Now in this little incident that we’re going to look at for just a few minutes, you can see a great deal of this. The apostle is on his second missionary journey. This journey that he has taken toward the west because it’s from the east to Europe, takes only three days. Later it takes five days. It’s almost as if the spirit who hindered now helps, and the forces of nature help the purposes of grace. Philippi was a Roman colony. It was a little village, a little town which was a little bit of Rome; that is there were a number of Roman soldiers who had settled in Philippi and they were still allowed to be citizens of the great city of Rome.
Now the apostle Paul and little company that were traveling with him came into Europe and occupied this particular place as a kind of advance column of the ultimate conqueror undetected.
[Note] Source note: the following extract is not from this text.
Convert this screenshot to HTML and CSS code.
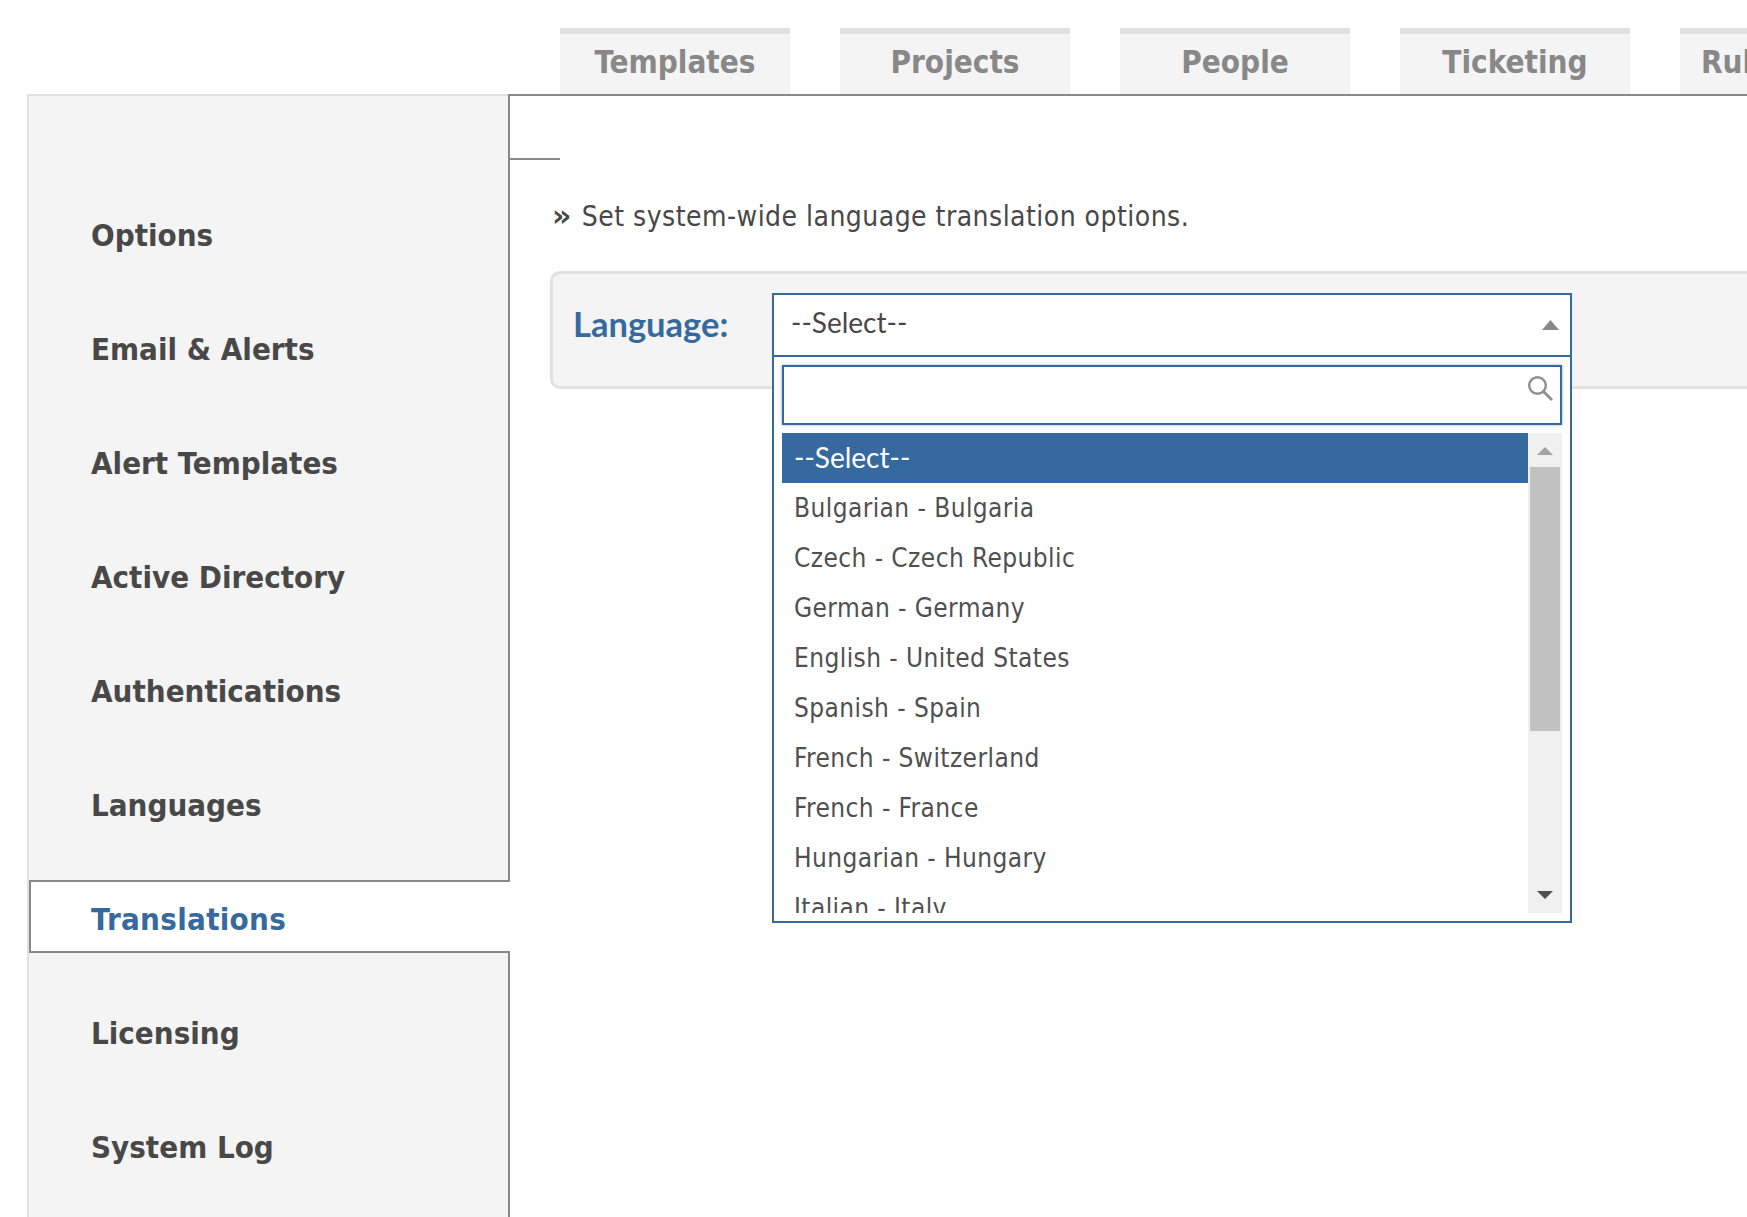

God was making a beachhead in Europe. It’s a remarkable little incident in one sense because you may remember that in 42 B.C., the Battle of Philippi was fought and Octavius Caesar met Brutus and Cassius and there the two republican generals. Those Roman republican generals lost and universal empire crouched at the feet of Caesar. So it is an important place. In fact, Philippi has been judged by military men to be one of the ten most significant and critical battles in all of military history.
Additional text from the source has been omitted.